TO BE DONE:
Write the data out again exactly, with no pictures.

DATA EXTRACT:
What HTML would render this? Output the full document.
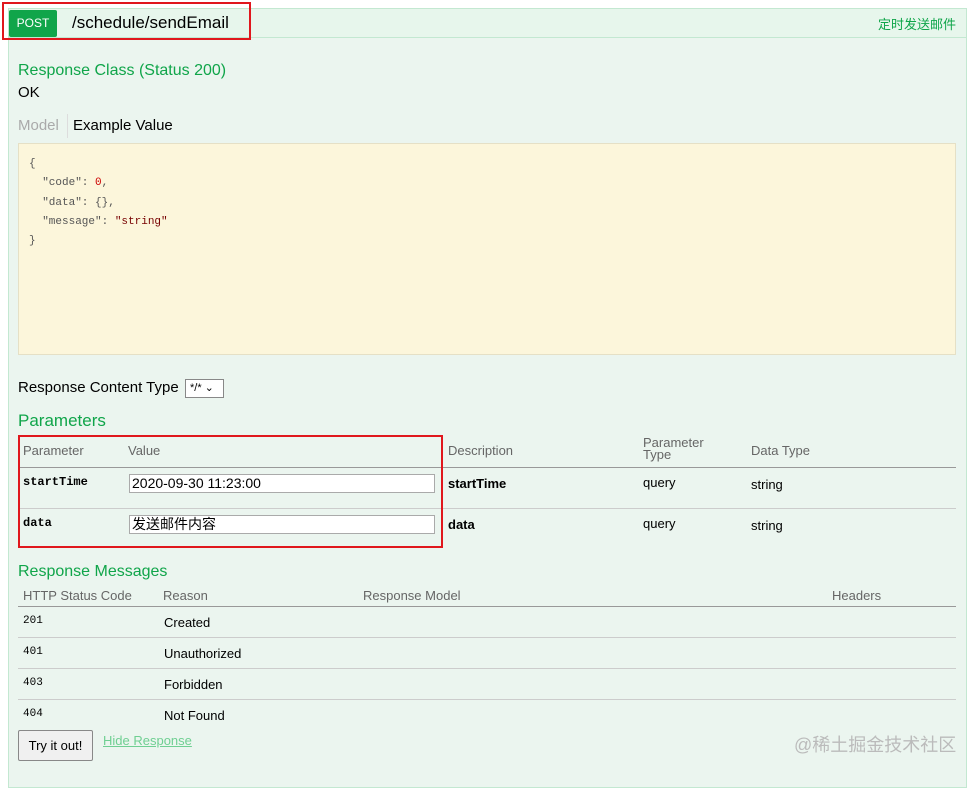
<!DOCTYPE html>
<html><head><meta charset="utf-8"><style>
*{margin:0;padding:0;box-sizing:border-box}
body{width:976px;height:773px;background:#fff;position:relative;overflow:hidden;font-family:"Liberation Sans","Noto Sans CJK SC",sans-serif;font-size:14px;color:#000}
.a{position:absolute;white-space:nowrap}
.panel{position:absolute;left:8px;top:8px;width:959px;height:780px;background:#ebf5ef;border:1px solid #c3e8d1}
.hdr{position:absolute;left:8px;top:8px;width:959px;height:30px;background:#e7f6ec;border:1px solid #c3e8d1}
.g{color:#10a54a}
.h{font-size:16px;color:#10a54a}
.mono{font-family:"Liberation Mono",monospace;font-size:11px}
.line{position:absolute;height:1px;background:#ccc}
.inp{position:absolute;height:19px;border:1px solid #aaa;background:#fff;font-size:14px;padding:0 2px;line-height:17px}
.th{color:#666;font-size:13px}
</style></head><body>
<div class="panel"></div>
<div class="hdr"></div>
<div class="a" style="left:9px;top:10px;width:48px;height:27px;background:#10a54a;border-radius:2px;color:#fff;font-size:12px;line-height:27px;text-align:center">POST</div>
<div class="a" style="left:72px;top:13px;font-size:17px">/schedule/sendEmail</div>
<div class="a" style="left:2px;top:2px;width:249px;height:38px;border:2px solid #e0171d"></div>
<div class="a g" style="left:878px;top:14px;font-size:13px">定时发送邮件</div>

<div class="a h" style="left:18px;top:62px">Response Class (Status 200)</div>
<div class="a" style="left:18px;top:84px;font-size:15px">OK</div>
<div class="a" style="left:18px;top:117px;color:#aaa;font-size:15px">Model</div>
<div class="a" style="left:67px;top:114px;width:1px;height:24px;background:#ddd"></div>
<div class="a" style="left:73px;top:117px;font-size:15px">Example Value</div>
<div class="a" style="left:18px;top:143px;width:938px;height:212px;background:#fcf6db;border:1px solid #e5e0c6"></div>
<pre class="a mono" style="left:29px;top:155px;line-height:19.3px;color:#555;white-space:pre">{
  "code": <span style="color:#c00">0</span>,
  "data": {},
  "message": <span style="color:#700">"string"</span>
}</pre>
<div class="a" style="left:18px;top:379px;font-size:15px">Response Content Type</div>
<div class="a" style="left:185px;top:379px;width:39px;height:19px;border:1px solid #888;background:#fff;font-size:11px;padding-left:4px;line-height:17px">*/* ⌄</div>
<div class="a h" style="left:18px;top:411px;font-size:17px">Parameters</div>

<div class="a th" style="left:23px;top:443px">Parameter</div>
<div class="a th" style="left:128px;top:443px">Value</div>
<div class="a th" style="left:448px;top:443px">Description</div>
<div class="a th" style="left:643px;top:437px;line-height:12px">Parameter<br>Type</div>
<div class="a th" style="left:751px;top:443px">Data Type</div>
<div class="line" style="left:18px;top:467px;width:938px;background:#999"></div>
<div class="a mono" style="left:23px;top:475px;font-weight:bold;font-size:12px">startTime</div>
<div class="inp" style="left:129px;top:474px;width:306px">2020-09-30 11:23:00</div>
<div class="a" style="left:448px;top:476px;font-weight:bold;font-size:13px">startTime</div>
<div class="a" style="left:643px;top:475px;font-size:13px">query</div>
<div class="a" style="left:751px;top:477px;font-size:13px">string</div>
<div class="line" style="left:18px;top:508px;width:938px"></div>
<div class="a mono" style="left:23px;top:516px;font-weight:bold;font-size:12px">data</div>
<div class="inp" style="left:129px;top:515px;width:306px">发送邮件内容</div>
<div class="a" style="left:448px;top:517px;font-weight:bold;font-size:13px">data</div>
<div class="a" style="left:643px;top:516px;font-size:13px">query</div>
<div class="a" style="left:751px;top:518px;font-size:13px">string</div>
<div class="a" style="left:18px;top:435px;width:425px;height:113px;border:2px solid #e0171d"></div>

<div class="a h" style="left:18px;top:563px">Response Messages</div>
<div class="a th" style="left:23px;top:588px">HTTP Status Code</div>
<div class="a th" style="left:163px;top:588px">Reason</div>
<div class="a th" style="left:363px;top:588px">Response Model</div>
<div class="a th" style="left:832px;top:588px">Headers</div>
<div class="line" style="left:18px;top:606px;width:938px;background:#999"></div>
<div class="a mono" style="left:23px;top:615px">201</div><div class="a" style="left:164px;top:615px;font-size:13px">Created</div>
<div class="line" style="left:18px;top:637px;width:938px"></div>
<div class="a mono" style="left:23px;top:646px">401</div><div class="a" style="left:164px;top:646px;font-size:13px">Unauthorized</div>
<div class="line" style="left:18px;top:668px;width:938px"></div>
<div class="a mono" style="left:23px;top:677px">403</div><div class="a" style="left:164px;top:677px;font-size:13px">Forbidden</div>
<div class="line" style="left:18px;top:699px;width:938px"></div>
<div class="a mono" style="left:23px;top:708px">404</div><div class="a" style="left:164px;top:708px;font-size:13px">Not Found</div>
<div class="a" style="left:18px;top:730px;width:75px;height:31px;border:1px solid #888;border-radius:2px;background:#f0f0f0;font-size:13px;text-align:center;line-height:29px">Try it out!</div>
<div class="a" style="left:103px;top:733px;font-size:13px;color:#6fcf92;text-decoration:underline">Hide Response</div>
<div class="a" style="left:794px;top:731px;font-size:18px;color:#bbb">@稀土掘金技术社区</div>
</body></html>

THE OUTPUT:
What HTML would render this? Output the full document.
<!DOCTYPE html>
<html><head><meta charset="utf-8"><style>
*{margin:0;padding:0;box-sizing:border-box}
body{width:976px;height:773px;background:#fff;position:relative;overflow:hidden;font-family:"Liberation Sans","Noto Sans CJK SC",sans-serif;font-size:14px;color:#000}
.a{position:absolute;white-space:nowrap}
.panel{position:absolute;left:8px;top:8px;width:959px;height:780px;background:#ebf5ef;border:1px solid #c3e8d1}
.hdr{position:absolute;left:8px;top:8px;width:959px;height:30px;background:#e7f6ec;border:1px solid #c3e8d1}
.g{color:#10a54a}
.h{font-size:16px;color:#10a54a}
.mono{font-family:"Liberation Mono",monospace;font-size:11px}
.line{position:absolute;height:1px;background:#ccc}
.inp{position:absolute;height:19px;border:1px solid #aaa;background:#fff;font-size:14px;padding:0 2px;line-height:17px}
.th{color:#666;font-size:13px}
</style></head><body>
<div class="panel"></div>
<div class="hdr"></div>
<div class="a" style="left:9px;top:10px;width:48px;height:27px;background:#10a54a;border-radius:2px;color:#fff;font-size:12px;line-height:27px;text-align:center">POST</div>
<div class="a" style="left:72px;top:13px;font-size:17px">/schedule/sendEmail</div>
<div class="a" style="left:2px;top:2px;width:249px;height:38px;border:2px solid #e0171d"></div>
<div class="a g" style="left:878px;top:14px;font-size:13px">定时发送邮件</div>

<div class="a h" style="left:18px;top:62px">Response Class (Status 200)</div>
<div class="a" style="left:18px;top:84px;font-size:15px">OK</div>
<div class="a" style="left:18px;top:117px;color:#aaa;font-size:15px">Model</div>
<div class="a" style="left:67px;top:114px;width:1px;height:24px;background:#ddd"></div>
<div class="a" style="left:73px;top:117px;font-size:15px">Example Value</div>
<div class="a" style="left:18px;top:143px;width:938px;height:212px;background:#fcf6db;border:1px solid #e5e0c6"></div>
<pre class="a mono" style="left:29px;top:155px;line-height:19.3px;color:#555;white-space:pre">{
  "code": <span style="color:#c00">0</span>,
  "data": {},
  "message": <span style="color:#700">"string"</span>
}</pre>
<div class="a" style="left:18px;top:379px;font-size:15px">Response Content Type</div>
<div class="a" style="left:185px;top:379px;width:39px;height:19px;border:1px solid #888;background:#fff;font-size:11px;padding-left:4px;line-height:17px">*/* ⌄</div>
<div class="a h" style="left:18px;top:411px;font-size:17px">Parameters</div>

<div class="a th" style="left:23px;top:443px">Parameter</div>
<div class="a th" style="left:128px;top:443px">Value</div>
<div class="a th" style="left:448px;top:443px">Description</div>
<div class="a th" style="left:643px;top:437px;line-height:12px">Parameter<br>Type</div>
<div class="a th" style="left:751px;top:443px">Data Type</div>
<div class="line" style="left:18px;top:467px;width:938px;background:#999"></div>
<div class="a mono" style="left:23px;top:475px;font-weight:bold;font-size:12px">startTime</div>
<div class="inp" style="left:129px;top:474px;width:306px">2020-09-30 11:23:00</div>
<div class="a" style="left:448px;top:476px;font-weight:bold;font-size:13px">startTime</div>
<div class="a" style="left:643px;top:475px;font-size:13px">query</div>
<div class="a" style="left:751px;top:477px;font-size:13px">string</div>
<div class="line" style="left:18px;top:508px;width:938px"></div>
<div class="a mono" style="left:23px;top:516px;font-weight:bold;font-size:12px">data</div>
<div class="inp" style="left:129px;top:515px;width:306px">发送邮件内容</div>
<div class="a" style="left:448px;top:517px;font-weight:bold;font-size:13px">data</div>
<div class="a" style="left:643px;top:516px;font-size:13px">query</div>
<div class="a" style="left:751px;top:518px;font-size:13px">string</div>
<div class="a" style="left:18px;top:435px;width:425px;height:113px;border:2px solid #e0171d"></div>

<div class="a h" style="left:18px;top:563px">Response Messages</div>
<div class="a th" style="left:23px;top:588px">HTTP Status Code</div>
<div class="a th" style="left:163px;top:588px">Reason</div>
<div class="a th" style="left:363px;top:588px">Response Model</div>
<div class="a th" style="left:832px;top:588px">Headers</div>
<div class="line" style="left:18px;top:606px;width:938px;background:#999"></div>
<div class="a mono" style="left:23px;top:615px">201</div><div class="a" style="left:164px;top:615px;font-size:13px">Created</div>
<div class="line" style="left:18px;top:637px;width:938px"></div>
<div class="a mono" style="left:23px;top:646px">401</div><div class="a" style="left:164px;top:646px;font-size:13px">Unauthorized</div>
<div class="line" style="left:18px;top:668px;width:938px"></div>
<div class="a mono" style="left:23px;top:677px">403</div><div class="a" style="left:164px;top:677px;font-size:13px">Forbidden</div>
<div class="line" style="left:18px;top:699px;width:938px"></div>
<div class="a mono" style="left:23px;top:708px">404</div><div class="a" style="left:164px;top:708px;font-size:13px">Not Found</div>
<div class="a" style="left:18px;top:730px;width:75px;height:31px;border:1px solid #888;border-radius:2px;background:#f0f0f0;font-size:13px;text-align:center;line-height:29px">Try it out!</div>
<div class="a" style="left:103px;top:733px;font-size:13px;color:#6fcf92;text-decoration:underline">Hide Response</div>
<div class="a" style="left:794px;top:731px;font-size:18px;color:#bbb">@稀土掘金技术社区</div>
</body></html>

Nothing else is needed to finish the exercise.